Another edge case appears when teams mix human and agent access in the same application path. Shared permissions make audits simpler on paper and harder in reality because the agent’s actions inherit the human’s broad access. In that situation, separate workload identities are cleaner than extending human RBAC into machine workflows. For deeper background on why static secrets age poorly in production, see Ultimate Guide to NHIs — 2025 Outlook and Predictions and the NIST Cybersecurity Framework 2.0 for governance and monitoring alignment.
Where agents are allowed to discover or chain tools dynamically, current guidance suggests adding runtime guardrails, not just pre-approved roles. That includes per-action policy checks, step-up approval for high-impact operations, and immediate revocation when the agent’s goal changes. The model breaks down most clearly in environments with long-lived integrations, weak owner assignment, or secrets shared through messaging tools, because those conditions turn a manageable identity into a persistent attack path.
Standards & Framework Alignment
This section maps relevant standards and security frameworks to the operational risks and controls described in this guidance.
OWASP Agentic AI Top 10 and CSA MAESTRO address the attack and risk surface, while NIST AI RMF set the governance and control requirements practitioners need to meet.

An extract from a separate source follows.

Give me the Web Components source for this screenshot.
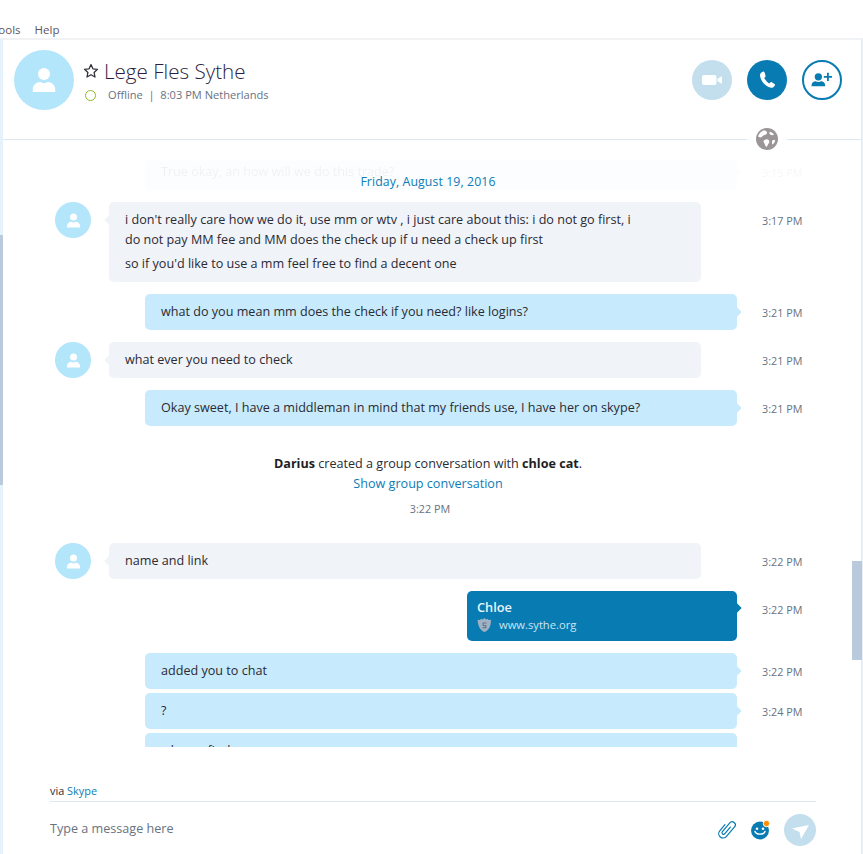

| Framework | Control / Reference | Relevance |
|---|---|---|
| OWASP Agentic AI Top 10 | A01 | Agentic systems need runtime authorization and least privilege to limit tool-chain abuse. |
| CSA MAESTRO | MAESTRO maps directly to governing autonomous agent behaviour and control boundaries. | |
| NIST AI RMF | GOVERN | AI RMF governance requires accountability for autonomous systems and their impacts. |
Tie every agent to an owner, policy, and monitored execution path before production use.